Was für ein Moment, was für ein Tag! Im Alter von acht Monaten steht für mich eines Morgens fest: Ich will die Zeit endlich draussen und nur noch selten im Beutel verbringen. Es zieht mich hinaus … Ein Glück, bin ich gesund, ein Glück, schaut meine Mutter so gut zu mir. Leider haben viele meiner Brüderchen und Schwesterchen grosses Pech; beinahe die Hälfte aller Jungtiere stirbt in den ersten Monaten. Sie werden ausgestossen, erkranken, fallen aus dem Beutel und schaffen es nicht mehr hinein. Dankbar, dass ich leben darf, habe ich nun genug Kraft, um auch längere Zeit selbstständig herumzuspringen und die Welt ganz alleine zu entdecken.
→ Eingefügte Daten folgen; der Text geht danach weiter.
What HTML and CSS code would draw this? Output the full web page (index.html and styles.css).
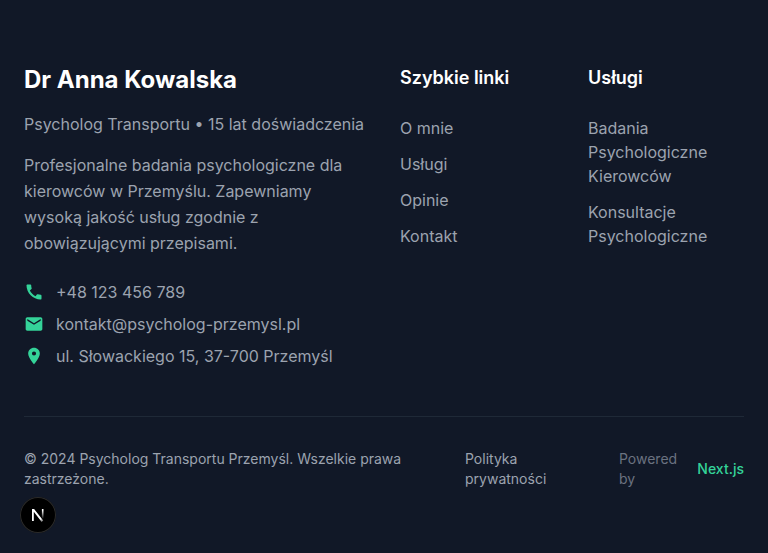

Die Zeit fliegt … sie springt und hüpft vielmehr! Schon geht es dem Ende des neunten Monates zu. Nun lässt mich meine Mutter plötzlich und auch häufig allein. Zudem darf ich nicht mehr in den flauschigen Beutel steigen. Milch trinken, das ist das Einzige, was sie noch zulässt. Jetzt muss ich mich nicht nur meist allein zurechtfinden, sondern zugleich damit beginnen, feste Nahrung zu suchen.
Das Älterwerden ist nicht einfach … Wie schön war es doch in der behüteten Kinderstube. Im zehnten Monat, da bin ich nun angelangt. Auch wenn das Band zwischen mir und meiner Mutter bestehen bleibt, so löst sich doch die körperliche Verbindung zu ihr nun immer mehr auf …
«Die Zeit fliegt … sie springt und hüpft vielmehr!»